Leave out the pictures and retype only the lines from the opening line to the line that holds "import React from", both ends included.

begin Given information

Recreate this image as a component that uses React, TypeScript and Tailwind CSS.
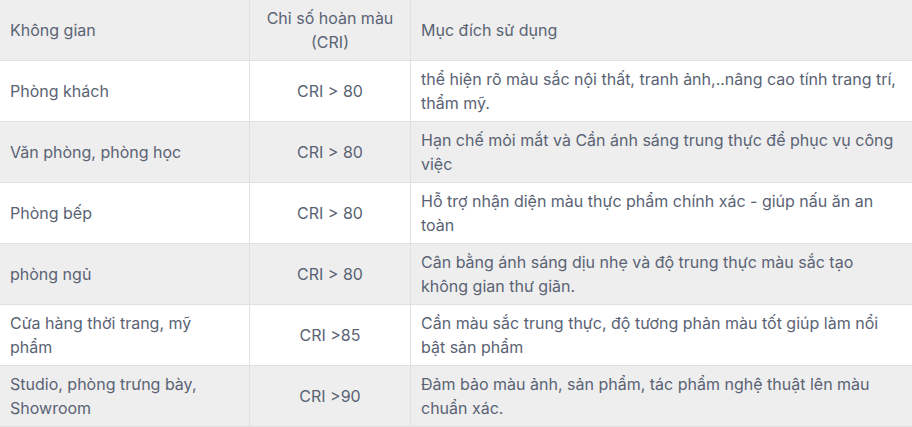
import React from "react";

const rows: [string, string, string][] = [
  ["Phòng khách", "CRI > 80", "thể hiện rõ màu sắc nội thất, tranh ảnh,..nâng cao tính trang trí, thẩm mỹ."],
  ["Văn phòng, phòng học", "CRI > 80", "Hạn chế mỏi mắt và Cần ánh sáng trung thực để phục vụ công việc"],
  ["Phòng bếp", "CRI > 80", "Hỗ trợ nhận diện màu thực phẩm chính xác - giúp nấu ăn an toàn"],
  ["phòng ngủ", "CRI > 80", "Cân bằng ánh sáng dịu nhẹ và độ trung thực màu sắc tạo không gian thư giãn."],
  ["Cửa hàng thời trang, mỹ phẩm", "CRI >85", "Cần màu sắc trung thực, độ tương phản màu tốt giúp làm nổi bật sản phẩm"],
  ["Studio, phòng trưng bày, Showroom", "CRI >90", "Đảm bảo màu ảnh, sản phẩm, tác phẩm nghệ thuật lên màu chuẩn xác."],
];

export default function App() {
  return (
    <div className="w-[912px] bg-white" style={{ fontFamily: "Inter, 'Noto Sans', sans-serif" }}>
      <table className="w-full border-separate border-spacing-0 table-fixed text-[16px] leading-6 text-[#5a6374]">
        <colgroup>
          <col className="w-[250px]" />
          <col className="w-[161px]" />
          <col />
        </colgroup>
        <thead>
          <tr className="h-[61px] bg-[#eeeeee]">
            <th className="border-b border-r border-[#e0e0e0] pl-[10px] pr-[20px] py-[6px] text-left font-normal">Không gian</th>
            <th className="border-b border-r border-[#e0e0e0] px-[10px] py-[6px] text-center font-normal">Chỉ số hoàn màu (CRI)</th>
            <th className="border-b border-[#e0e0e0] px-[10px] py-[6px] text-left font-normal">Mục đích sử dụng</th>
          </tr>
        </thead>
        <tbody>
          {rows.map((r, i) => (
            <tr key={i} className={`h-[61px] ${i % 2 === 0 ? "bg-white" : "bg-[#eeeeee]"}`}>
              <td className="border-b border-r border-[#e0e0e0] pl-[10px] pr-[20px] py-[6px] text-left align-middle">{r[0]}</td>
              <td className="border-b border-r border-[#e0e0e0] px-[10px] py-[6px] text-center align-middle">{r[1]}</td>
              <td className="border-b border-[#e0e0e0] px-[10px] py-[6px] text-left align-middle">{r[2]}</td>
            </tr>
          ))}
        </tbody>
      </table>
    </div>
  );
}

end Given information

Solved problem:
Recreate this image as a component that uses React, TypeScript and Tailwind CSS.
import React from "react";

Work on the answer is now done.